• The problem
Set the listing down again in full, word for word, with the pictures left out.

+ + + + + + +

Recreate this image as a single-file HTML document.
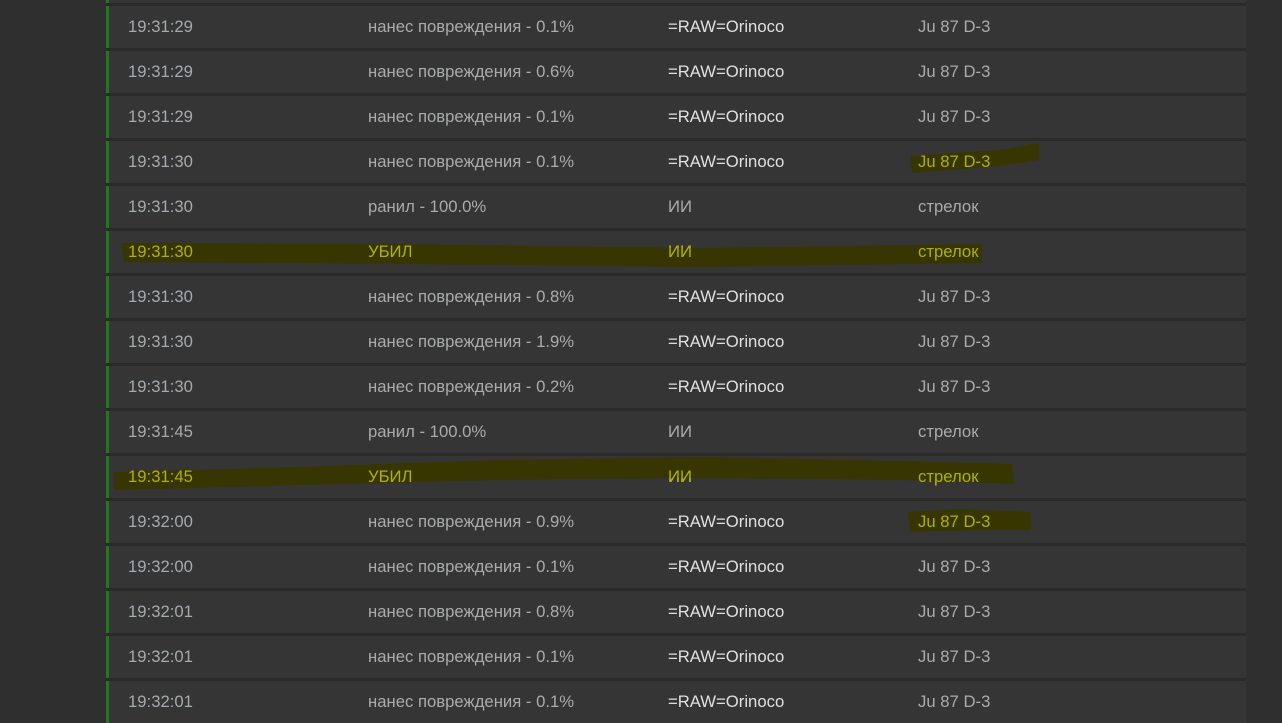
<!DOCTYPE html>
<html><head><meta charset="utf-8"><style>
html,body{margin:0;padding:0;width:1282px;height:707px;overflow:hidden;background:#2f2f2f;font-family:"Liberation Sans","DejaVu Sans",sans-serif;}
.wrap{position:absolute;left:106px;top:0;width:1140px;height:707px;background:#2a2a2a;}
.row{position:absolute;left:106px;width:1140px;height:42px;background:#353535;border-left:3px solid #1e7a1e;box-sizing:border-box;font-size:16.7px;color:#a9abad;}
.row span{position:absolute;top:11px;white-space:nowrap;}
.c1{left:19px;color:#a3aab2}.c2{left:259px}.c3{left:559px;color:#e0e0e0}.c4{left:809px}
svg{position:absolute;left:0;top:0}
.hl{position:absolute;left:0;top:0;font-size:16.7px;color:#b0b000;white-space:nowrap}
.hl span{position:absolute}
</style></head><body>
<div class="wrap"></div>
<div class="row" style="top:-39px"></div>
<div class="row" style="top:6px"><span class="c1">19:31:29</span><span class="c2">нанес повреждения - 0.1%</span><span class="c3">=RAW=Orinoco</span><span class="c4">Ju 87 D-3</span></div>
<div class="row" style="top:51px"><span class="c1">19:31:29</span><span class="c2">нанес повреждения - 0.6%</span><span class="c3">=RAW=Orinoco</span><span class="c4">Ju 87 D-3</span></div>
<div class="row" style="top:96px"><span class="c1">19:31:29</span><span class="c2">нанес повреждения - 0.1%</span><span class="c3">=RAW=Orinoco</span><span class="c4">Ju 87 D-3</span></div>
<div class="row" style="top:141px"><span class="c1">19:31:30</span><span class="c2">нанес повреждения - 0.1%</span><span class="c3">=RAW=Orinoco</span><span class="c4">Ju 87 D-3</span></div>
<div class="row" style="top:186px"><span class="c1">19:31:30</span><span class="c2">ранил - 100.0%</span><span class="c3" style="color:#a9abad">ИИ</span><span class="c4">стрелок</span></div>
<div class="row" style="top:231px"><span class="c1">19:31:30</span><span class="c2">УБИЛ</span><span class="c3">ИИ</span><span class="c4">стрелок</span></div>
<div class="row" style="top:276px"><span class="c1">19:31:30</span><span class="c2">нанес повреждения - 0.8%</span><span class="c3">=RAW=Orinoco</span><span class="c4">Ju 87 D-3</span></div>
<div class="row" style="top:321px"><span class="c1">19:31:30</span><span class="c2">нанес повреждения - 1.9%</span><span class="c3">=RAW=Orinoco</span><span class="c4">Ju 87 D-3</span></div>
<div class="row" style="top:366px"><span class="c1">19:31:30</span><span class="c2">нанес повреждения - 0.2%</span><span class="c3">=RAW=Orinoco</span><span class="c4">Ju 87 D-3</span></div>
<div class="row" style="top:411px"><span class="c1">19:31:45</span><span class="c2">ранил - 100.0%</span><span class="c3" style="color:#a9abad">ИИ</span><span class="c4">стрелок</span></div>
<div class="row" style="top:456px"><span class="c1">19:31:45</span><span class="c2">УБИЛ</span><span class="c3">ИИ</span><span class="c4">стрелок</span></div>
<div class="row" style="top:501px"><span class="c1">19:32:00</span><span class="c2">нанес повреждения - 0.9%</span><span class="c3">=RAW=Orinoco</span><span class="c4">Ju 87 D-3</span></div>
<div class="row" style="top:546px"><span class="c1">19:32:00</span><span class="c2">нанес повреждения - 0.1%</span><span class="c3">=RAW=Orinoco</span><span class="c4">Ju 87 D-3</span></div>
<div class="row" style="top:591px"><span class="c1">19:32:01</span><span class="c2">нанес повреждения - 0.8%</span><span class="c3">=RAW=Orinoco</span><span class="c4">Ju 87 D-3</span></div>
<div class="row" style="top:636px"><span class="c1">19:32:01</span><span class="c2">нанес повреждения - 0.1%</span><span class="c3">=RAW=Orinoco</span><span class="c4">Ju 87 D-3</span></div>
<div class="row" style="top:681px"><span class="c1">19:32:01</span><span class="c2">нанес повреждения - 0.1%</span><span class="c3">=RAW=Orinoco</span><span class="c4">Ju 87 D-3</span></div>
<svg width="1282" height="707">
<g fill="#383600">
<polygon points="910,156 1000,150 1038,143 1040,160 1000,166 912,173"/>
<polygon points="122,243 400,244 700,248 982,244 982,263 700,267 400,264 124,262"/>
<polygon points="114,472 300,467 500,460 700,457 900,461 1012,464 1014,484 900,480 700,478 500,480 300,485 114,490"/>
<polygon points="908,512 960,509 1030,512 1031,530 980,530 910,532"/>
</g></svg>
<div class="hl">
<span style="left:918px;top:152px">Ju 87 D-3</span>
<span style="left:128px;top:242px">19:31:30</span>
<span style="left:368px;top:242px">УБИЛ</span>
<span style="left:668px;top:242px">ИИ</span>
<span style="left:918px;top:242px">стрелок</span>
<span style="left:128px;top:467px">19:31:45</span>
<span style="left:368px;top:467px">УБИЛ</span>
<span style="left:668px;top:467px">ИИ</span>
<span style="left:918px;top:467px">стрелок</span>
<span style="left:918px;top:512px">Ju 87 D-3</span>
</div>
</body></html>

+ + + + + + +

• The answer
Recreate this image as a single-file HTML document.
<!DOCTYPE html>
<html><head><meta charset="utf-8"><style>
html,body{margin:0;padding:0;width:1282px;height:707px;overflow:hidden;background:#2f2f2f;font-family:"Liberation Sans","DejaVu Sans",sans-serif;}
.wrap{position:absolute;left:106px;top:0;width:1140px;height:707px;background:#2a2a2a;}
.row{position:absolute;left:106px;width:1140px;height:42px;background:#353535;border-left:3px solid #1e7a1e;box-sizing:border-box;font-size:16.7px;color:#a9abad;}
.row span{position:absolute;top:11px;white-space:nowrap;}
.c1{left:19px;color:#a3aab2}.c2{left:259px}.c3{left:559px;color:#e0e0e0}.c4{left:809px}
svg{position:absolute;left:0;top:0}
.hl{position:absolute;left:0;top:0;font-size:16.7px;color:#b0b000;white-space:nowrap}
.hl span{position:absolute}
</style></head><body>
<div class="wrap"></div>
<div class="row" style="top:-39px"></div>
<div class="row" style="top:6px"><span class="c1">19:31:29</span><span class="c2">нанес повреждения - 0.1%</span><span class="c3">=RAW=Orinoco</span><span class="c4">Ju 87 D-3</span></div>
<div class="row" style="top:51px"><span class="c1">19:31:29</span><span class="c2">нанес повреждения - 0.6%</span><span class="c3">=RAW=Orinoco</span><span class="c4">Ju 87 D-3</span></div>
<div class="row" style="top:96px"><span class="c1">19:31:29</span><span class="c2">нанес повреждения - 0.1%</span><span class="c3">=RAW=Orinoco</span><span class="c4">Ju 87 D-3</span></div>
<div class="row" style="top:141px"><span class="c1">19:31:30</span><span class="c2">нанес повреждения - 0.1%</span><span class="c3">=RAW=Orinoco</span><span class="c4">Ju 87 D-3</span></div>
<div class="row" style="top:186px"><span class="c1">19:31:30</span><span class="c2">ранил - 100.0%</span><span class="c3" style="color:#a9abad">ИИ</span><span class="c4">стрелок</span></div>
<div class="row" style="top:231px"><span class="c1">19:31:30</span><span class="c2">УБИЛ</span><span class="c3">ИИ</span><span class="c4">стрелок</span></div>
<div class="row" style="top:276px"><span class="c1">19:31:30</span><span class="c2">нанес повреждения - 0.8%</span><span class="c3">=RAW=Orinoco</span><span class="c4">Ju 87 D-3</span></div>
<div class="row" style="top:321px"><span class="c1">19:31:30</span><span class="c2">нанес повреждения - 1.9%</span><span class="c3">=RAW=Orinoco</span><span class="c4">Ju 87 D-3</span></div>
<div class="row" style="top:366px"><span class="c1">19:31:30</span><span class="c2">нанес повреждения - 0.2%</span><span class="c3">=RAW=Orinoco</span><span class="c4">Ju 87 D-3</span></div>
<div class="row" style="top:411px"><span class="c1">19:31:45</span><span class="c2">ранил - 100.0%</span><span class="c3" style="color:#a9abad">ИИ</span><span class="c4">стрелок</span></div>
<div class="row" style="top:456px"><span class="c1">19:31:45</span><span class="c2">УБИЛ</span><span class="c3">ИИ</span><span class="c4">стрелок</span></div>
<div class="row" style="top:501px"><span class="c1">19:32:00</span><span class="c2">нанес повреждения - 0.9%</span><span class="c3">=RAW=Orinoco</span><span class="c4">Ju 87 D-3</span></div>
<div class="row" style="top:546px"><span class="c1">19:32:00</span><span class="c2">нанес повреждения - 0.1%</span><span class="c3">=RAW=Orinoco</span><span class="c4">Ju 87 D-3</span></div>
<div class="row" style="top:591px"><span class="c1">19:32:01</span><span class="c2">нанес повреждения - 0.8%</span><span class="c3">=RAW=Orinoco</span><span class="c4">Ju 87 D-3</span></div>
<div class="row" style="top:636px"><span class="c1">19:32:01</span><span class="c2">нанес повреждения - 0.1%</span><span class="c3">=RAW=Orinoco</span><span class="c4">Ju 87 D-3</span></div>
<div class="row" style="top:681px"><span class="c1">19:32:01</span><span class="c2">нанес повреждения - 0.1%</span><span class="c3">=RAW=Orinoco</span><span class="c4">Ju 87 D-3</span></div>
<svg width="1282" height="707">
<g fill="#383600">
<polygon points="910,156 1000,150 1038,143 1040,160 1000,166 912,173"/>
<polygon points="122,243 400,244 700,248 982,244 982,263 700,267 400,264 124,262"/>
<polygon points="114,472 300,467 500,460 700,457 900,461 1012,464 1014,484 900,480 700,478 500,480 300,485 114,490"/>
<polygon points="908,512 960,509 1030,512 1031,530 980,530 910,532"/>
</g></svg>
<div class="hl">
<span style="left:918px;top:152px">Ju 87 D-3</span>
<span style="left:128px;top:242px">19:31:30</span>
<span style="left:368px;top:242px">УБИЛ</span>
<span style="left:668px;top:242px">ИИ</span>
<span style="left:918px;top:242px">стрелок</span>
<span style="left:128px;top:467px">19:31:45</span>
<span style="left:368px;top:467px">УБИЛ</span>
<span style="left:668px;top:467px">ИИ</span>
<span style="left:918px;top:467px">стрелок</span>
<span style="left:918px;top:512px">Ju 87 D-3</span>
</div>
</body></html>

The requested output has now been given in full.